On the 12th of January 1736, the great attempt was made, and Mrs. Cibber came out as Zara, to the Lusignan of Milward, the Nerestan of her husband, and the Selima of Mrs. Pritchard, who had not yet reached the position which this young actress occupied at a bound, but beyond which Mrs. Pritchard was destined yet to go.

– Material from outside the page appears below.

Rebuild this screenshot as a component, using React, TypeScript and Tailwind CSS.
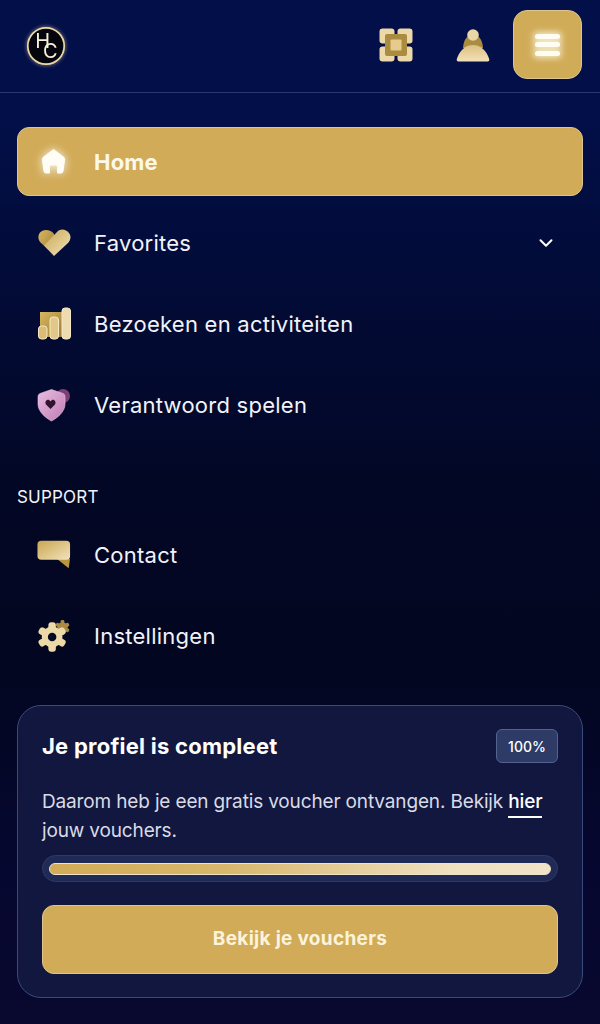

For fourteen consecutive nights, Susanna drowned houses in tears, and stirred the very depths of men's hearts, even her husband's, who was so affected that he claimed, and obtained, the doubling of the salary first agreed on for his wife. Theophilus, of course, did not keep the money; he spent it all, to his great, temporary, satisfaction. His wife's next appearance was in comedy,—Indiana ("Conscious Lovers"), where the neat simplicity of her manners, and the charm which she seemed to shed on even commonplace expressions, formed a strong contrast to the more solemn but stilted dignity of her tragedy queens, the glory of which faded before the perfection of her Ophelia. For this character, her voice, musical qualities, her figure, and her inexpressibly sweet features, all especially suited her. Wilkinson states that no eloquence could paint her distressed and distracted look, when she said: "Lord, we know what we are, but know not what we may be!" Charming in all she undertook, all her critics pronounced her unapproachable in Ophelia, and through all the traditions of the stage, there is not one more abiding than that which says that Mrs. Cibber was identified with the distraught maiden. Her Juliet, Constance, Belvidera, exhibited rare merits, while as Alicia, in the mad scene, "the expression of her countenance, and the irresistible magic of her voice, thrilled to the very soul of her whole audience," says Murphy. Wilkinson was powerless when attempting to mimic the voice and expression of Mrs. Cibber. The tone, manner, and method of Garrick, Quin, Mrs. Bellamy, Mrs. Crawford (Barry), nay, even the very face of Mrs. Woffington, he could reproduce with wonderful approach to exactness. But Mrs. Cibber's excellence baffled him. He remembered her and it, but he could not do more than remember. "It is all in my mind's eye," he would say, with a sigh at his incapacity.